Witnessing: e-signature platforms do not completely deal with witness requirements. For a document to be validly witnessed, the person attesting the execution of the document must actually see the signatory sign the document and be physically present. There is no way of confirming that the witness did in fact  see the signatory execute the document using an e-signature platform, although arguably this position is not different from the practice in relation to witnessing of hard copy document. Again, there are likely to be workarounds that can alleviate concerns.

Cyber-security: e-signature platforms are cloud based and any party wishing to use them will need to satisfy themselves that the platforms are sufficiently secure for their purposes. Parties will also want to consider the appropriateness of storing executed documents on the platforms’ storage sites rather than transferring them to their own servers.

What is the law in England on electronic signatures?

In England the Electronic Communications Act 2000 provides that all electronic signatures and any certification of such signature are admissible in evidence.

 However, the legislation does not attempt to address issues such as whether the signature is genuine, or demonstrates the necessary intent.

The European eIDAS Regulation, which has had direct effect across the EU, provides that a "qualified electronic signature" (QES) will have the equivalent legal effect of a handwritten signature and, when supported by a qualified certificate, will be recognised in all EU Member States. The Regulation sets out what technical requirements must be met for a signature to be a QES, essentially such a signature must be uniquely connected with one signatory in accordance with prescribed rules. The Regulation also identifies other types of less “sophisticated” electronic signatures such as an advanced electronic signature. The types of signatures discussed in this briefing are unlikely to constitute a QES, although in some jurisdictions the e-signature platform providers may be able to able to generate one. The distinction between a QES and an advanced electronic signature may be of significance in EU cross border transactions.

How often are electronic signatures used?

To date there has been very little demand for electronic signatures to be used on the transactions on which we advise. This is likely to be due to two reasons. First, manual signatures have historically given the various transaction parties a level of confidence that the person executing the document is who they say they are, that they have the authority to sign the document and that they intend the document to be binding on them or the entity on whose behalf he or she is signing. Partly, this is a result of the ability to confirm a handwritten signature against a certified signature to ensure that the correct party signed the document, or rely on an officer’s certificate. We would suggest however, that a certain level of identity risk has already been accepted in the market, given that documents are typically no longer executed at physical signing meetings. Second, lawyers and transaction parties have generally felt more comfortable that certain statutory formalities, such as documents being signed, in writing and witnessed, are easier to satisfy by way of a manual, handwritten signature. And notwithstanding the conclusions of the Law Society’s practice note, some may continue to feel this way, particularly as we are not aware of any statutory authority or case law confirming the  views expressed in it.
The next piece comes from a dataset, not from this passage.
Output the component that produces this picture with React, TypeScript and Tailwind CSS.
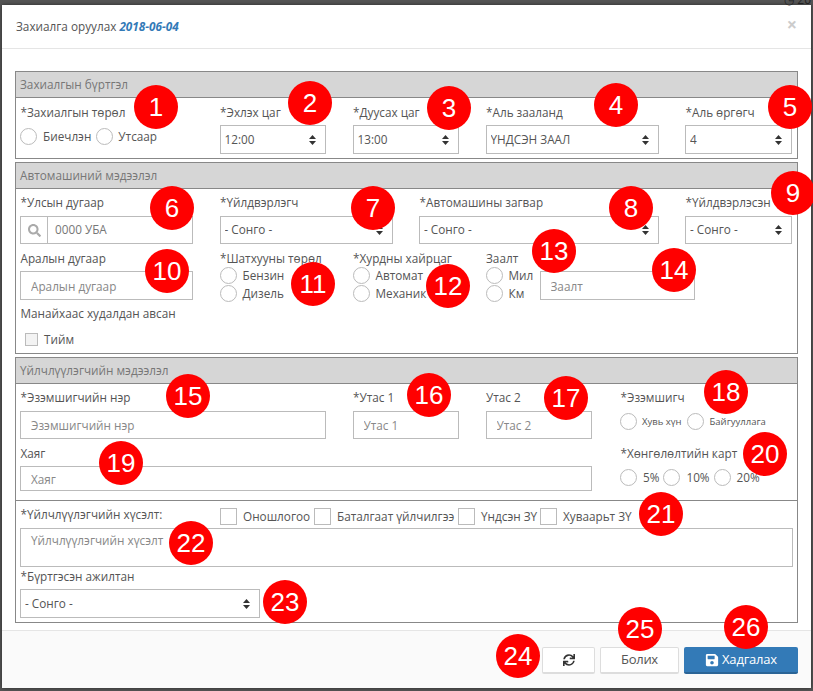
import type { ReactNode } from "react";
import { FaSave, FaSearch, FaSync } from "react-icons/fa";

const BADGES = [
  { n: 1, pos: "left-[134px] top-[85px]" },
  { n: 2, pos: "left-[288px] top-[81px]" },
  { n: 3, pos: "left-[427px] top-[86px]" },
  { n: 4, pos: "left-[594px] top-[83px]" },
  { n: 5, pos: "left-[768px] top-[85px]" },
  { n: 6, pos: "left-[150px] top-[186px]" },
  { n: 7, pos: "left-[351px] top-[186px]" },
  { n: 8, pos: "left-[609px] top-[186px]" },
  { n: 9, pos: "left-[771px] top-[171px]" },
  { n: 10, pos: "left-[145px] top-[249px]" },
  { n: 11, pos: "left-[291px] top-[262px]" },
  { n: 12, pos: "left-[426px] top-[264px]" },
  { n: 13, pos: "left-[532px] top-[229px]" },
  { n: 14, pos: "left-[652px] top-[248px]" },
  { n: 15, pos: "left-[166px] top-[374px]" },
  { n: 16, pos: "left-[407px] top-[373px]" },
  { n: 17, pos: "left-[544px] top-[376px]" },
  { n: 18, pos: "left-[704px] top-[370px]" },
  { n: 19, pos: "left-[99px] top-[441px]" },
  { n: 20, pos: "left-[743px] top-[432px]" },
  { n: 21, pos: "left-[639px] top-[492px]" },
  { n: 22, pos: "left-[169px] top-[521px]" },
  { n: 23, pos: "left-[263px] top-[580px]" },
  { n: 24, pos: "left-[496px] top-[634px]" },
  { n: 25, pos: "left-[618px] top-[607px]" },
  { n: 26, pos: "left-[724px] top-[605px]" }
];

function Label({ children, className = "" }: { children: ReactNode; className?: string }) {
  return <div className={`h-[17px] whitespace-nowrap pl-[0.5px] text-[11.75px] leading-[17px] ${className}`}>{children}</div>;
}

function Radio({ label, className = "ml-[6px]" }: { label: string; className?: string }) {
  return (
    <label className="flex h-[17px] items-center">
      <span className="h-[17px] w-[17px] shrink-0 rounded-full border border-[#bbb] bg-white" />
      <span className={`whitespace-nowrap leading-[17px] ${className}`}>{label}</span>
    </label>
  );
}

function Check({ label, className = "" }: { label: string; className?: string }) {
  return (
    <label className={`flex items-center ${className}`}>
      <span className="h-[17px] w-[17px] shrink-0 border border-[#bbb] bg-white" />
      <span className="ml-[6px] whitespace-nowrap">{label}</span>
    </label>
  );
}

function TextInput({ placeholder, className = "h-[29px]" }: { placeholder: string; className?: string }) {
  return (
    <input
      placeholder={placeholder}
      className={`block w-full border border-[#bbb] bg-white px-[10px] text-[11.75px] outline-none placeholder:text-[#888] ${className}`}
    />
  );
}

function Select({ value, className = "h-[29px]" }: { value: string; className?: string }) {
  return (
    <div className={`relative w-full ${className}`}>
      <select className="block h-full w-full appearance-none rounded-none border border-[#bbb] bg-white pl-[4px] pr-[20px] text-[11.75px] text-[#555] outline-none">
        <option>{value}</option>
      </select>
      <svg className="absolute right-[10px] top-1/2 -translate-y-1/2" width="7" height="10" viewBox="0 0 7 10" fill="#333">
        <path d="M3.5 0 7 4H0zM3.5 10 0 6h7z" />
      </svg>
    </div>
  );
}

function SectionHead({ children }: { children: ReactNode }) {
  return (
    <div className="h-[26px] border-b border-[#888] bg-[#d6d6d6] pl-[4px] text-[11.75px] leading-[25px] text-[#777]">
      {children}
    </div>
  );
}

const GRID = "grid grid-cols-12 gap-x-[26.5px]";

export default function App() {
  return (
    <div className="relative h-[691px] w-[813px] overflow-hidden bg-[#555] pl-[2px] pt-[5px] font-['Open_Sans',sans-serif] text-[11.75px] text-[#555]">
      <span className="absolute right-[2px] top-[-9px] text-[12px] text-[#222]">◷ 20</span>

      <div className="flex h-[683px] w-[809px] flex-col bg-white shadow-[0_0_4px_rgba(0,0,0,0.5)]">
        <div className="flex h-[44px] items-center justify-between border-b border-[#e5e5e5] pl-[14px] pr-[14px]">
          <div>
            Захиалга оруулах <b className="italic text-[#337ab7]">2018-06-04</b>
          </div>
          <span className="mb-[5px] text-[18px] font-bold leading-none text-[#ccc]">×</span>
        </div>

        <div className="flex-1 px-[13px] pt-[22px]">
          <div className="w-[783px] border border-[#888]">
            <SectionHead>Захиалгын бүртгэл</SectionHead>
            <div className={`${GRID} pb-[4px] pl-[4px] pr-[5.5px] pt-[6px]`}>
              <div className="col-span-3">
                <Label>*Захиалгын төрөл</Label>
                <div className="mt-[7px] flex gap-[5px]">
                  <Radio label="Биечлэн" />
                  <Radio label="Утсаар" className="ml-[5px]" />
                </div>
              </div>
              <div className="col-span-2">
                <Label className="mb-[4px]">*Эхлэх цаг</Label>
                <Select value="12:00" />
              </div>
              <div className="col-span-2">
                <Label className="mb-[4px]">*Дуусах цаг</Label>
                <Select value="13:00" />
              </div>
              <div className="col-span-3">
                <Label className="mb-[4px]">*Аль зааланд</Label>
                <Select value="ҮНДСЭН ЗААЛ" />
              </div>
              <div className="col-span-2">
                <Label className="mb-[4px]">*Аль өргөгч</Label>
                <Select value="4" />
              </div>
            </div>
          </div>

          <div className="mt-[3px] w-[783px] border border-[#888]">
            <SectionHead>Автомашиний мэдээлэл</SectionHead>
            <div className={`${GRID} pl-[4px] pr-[5.5px] pt-[5px]`}>
              <div className="col-span-3">
                <Label className="mb-[5px]">*Улсын дугаар</Label>
                <div className="flex h-[28px] border border-[#bbb] bg-white">
                  <span className="flex w-[27px] items-center justify-center border-r border-[#bbb] text-[#aaa]">
                    <FaSearch size={13} />
                  </span>
                  <input placeholder="0000 УБА" className="min-w-0 flex-1 px-[7px] text-[11.75px] outline-none placeholder:text-[#777]" />
                </div>
              </div>
              <div className="col-span-3">
                <Label className="mb-[5px]">*Үйлдвэрлэгч</Label>
                <Select value="- Сонго -" className="h-[28px]" />
              </div>
              <div className="col-span-4">
                <Label className="mb-[5px]">*Автомашины загвар</Label>
                <Select value="- Сонго -" className="h-[28px]" />
              </div>
              <div className="col-span-2">
                <Label className="mb-[5px]">*Үйлдвэрлэсэн</Label>
                <Select value="- Сонго -" className="h-[28px]" />
              </div>
            </div>
            <div className={`${GRID} mt-[6px] pl-[4px] pr-[5.5px]`}>
              <div className="col-span-3">
                <Label className="mb-[4px]">Аралын дугаар</Label>
                <TextInput placeholder="Аралын дугаар" />
              </div>
              <div className="col-span-2">
                <Label>*Шатхууны төрөл</Label>
                <div className="flex flex-col gap-px">
                  <Radio label="Бензин" />
                  <Radio label="Дизель" />
                </div>
              </div>
              <div className="col-span-2">
                <Label>*Хурдны хайрцаг</Label>
                <div className="flex flex-col gap-px">
                  <Radio label="Автомат" />
                  <Radio label="Механик" />
                </div>
              </div>
              <div className="col-span-5 flex">
                <div className="w-[54px]">
                  <Label>Заалт</Label>
                  <div className="flex flex-col gap-px">
                    <Radio label="Мил" />
                    <Radio label="Км" />
                  </div>
                </div>
                <div className="w-[155px] pt-[21px]">
                  <TextInput placeholder="Заалт" />
                </div>
              </div>
            </div>
            <div className="px-[4px] pb-[7px] pt-[3px]">
              <Label>Манайхаас худалдан авсан</Label>
              <label className="ml-[5px] mt-[11px] flex h-[13px] items-center">
                <span className="h-[13px] w-[13px] border border-[#bbb] bg-[#f3f3f3]" />
                <span className="ml-[6px]">Тийм</span>
              </label>
            </div>
          </div>

          <div className="mt-[3px] w-[783px] border border-[#888]">
            <SectionHead>Үйлчлүүлэгчийн мэдээлэл</SectionHead>
            <div className={`${GRID} pb-[9px] pl-[4px] pr-[5.5px] pt-[5px]`}>
              <div className="col-span-5">
                <Label className="mb-[5px]">*Эзэмшигчийн нэр</Label>
                <TextInput placeholder="Эзэмшигчийн нэр" className="h-[28px]" />
              </div>
              <div className="col-span-2">
                <Label className="mb-[5px]">*Утас 1</Label>
                <TextInput placeholder="Утас 1" className="h-[28px]" />
              </div>
              <div className="col-span-2">
                <Label className="mb-[5px]">Утас 2</Label>
                <TextInput placeholder="Утас 2" className="h-[28px]" />
              </div>
              <div className="col-span-3 row-span-2 pl-[1.5px]">
                <Label>*Эзэмшигч</Label>
                <div className="mt-[7px] flex gap-[5px]">
                  <Radio label="Хувь хүн" className="ml-[5px] text-[9.5px]" />
                  <Radio label="Байгууллага" className="ml-[6px] text-[9.5px]" />
                </div>
                <Label className="mt-[15px]">*Хөнгөлөлтийн карт</Label>
                <div className="mt-[7px] flex gap-[4px]">
                  <Radio label="5%" />
                  <Radio label="10%" />
                  <Radio label="20%" />
                </div>
              </div>
              <div className="col-span-9 mt-[6px]">
                <Label className="mb-[4px]">Хаяг</Label>
                <TextInput placeholder="Хаяг" className="h-[25px]" />
              </div>
            </div>
            <div className="border-t border-[#888] px-[4px] pb-[4px]">
              <div className="flex h-[27px] items-start">
                <Label className="mt-[5px] w-[200px]">*Үйлчлүүлэгчийн хүсэлт:</Label>
                <div className="mt-[7px] flex">
                  <Check label="Оношлогоо" className="w-[94px]" />
                  <Check label="Баталгаат үйлчилгээ" className="w-[144px]" />
                  <Check label="Үндсэн ЗҮ" className="w-[82px]" />
                  <Check label="Хуваарьт ЗҮ" />
                </div>
              </div>
              <textarea
                placeholder="Үйлчлүүлэгчийн хүсэлт"
                className="block h-[39px] w-[773px] resize-none border border-[#bbb] px-[10px] py-[3px] text-[11.75px] outline-none placeholder:text-[#888]"
              />
              <Label className="mb-[4px] mt-[1px]">*Бүртгэсэн ажилтан</Label>
              <div className="w-[240px]">
                <Select value="- Сонго -" />
              </div>
            </div>
          </div>
        </div>

        <div className="flex h-[58px] justify-end gap-[5px] border-t border-[#e5e5e5] bg-[#fafafa] pr-[13px] pt-[16px]">
          <button type="button" className="flex h-[27px] w-[53px] items-center justify-center rounded-[2px] border border-b-2 border-[#ddd] bg-white text-[#333]">
            <FaSync size={12} />
          </button>
          <button type="button" className="h-[27px] w-[79px] rounded-[2px] border border-b-2 border-[#ddd] bg-white text-[13px] tracking-[-0.3px]">
            Болих
          </button>
          <button type="button" className="flex h-[27px] w-[114px] items-center justify-center gap-[3px] rounded-[2px] border-b-2 border-[#2a6496] bg-[#337ab7] text-[13px] tracking-[-0.2px] text-white">
            <FaSave size={14} />
            Хадгалах
          </button>
        </div>
      </div>

      {BADGES.map((badge) => (
        <div
          key={badge.n}
          className={`absolute flex h-[44px] w-[44px] items-center justify-center rounded-full bg-[#ff0000] font-['Liberation_Sans',sans-serif] text-[26px] text-white ${badge.pos}`}
        >
          {badge.n}
        </div>
      ))}
    </div>
  );
}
Third, for transactions with multiple parties, the effort of explaining and convincing many institutions that the methods of execution are appropriate for their institution are time consuming and expensive and there is little appetite to undertake this when a transaction is up and running. We expect this to lessen as more institutions undertake their own due diligence on electronic execution over time.

We do however, expect that practice will change in the near to medium term, in part due to the publication of the Law Society’s practice note, which is likely to go some way in easing market concerns, and also due to the increasing familiarity with, and the convenience of, the electronic signature technology. Although for many, the cross border considerations will continue to play a significant part in their decision on whether to use electronic signatures or not.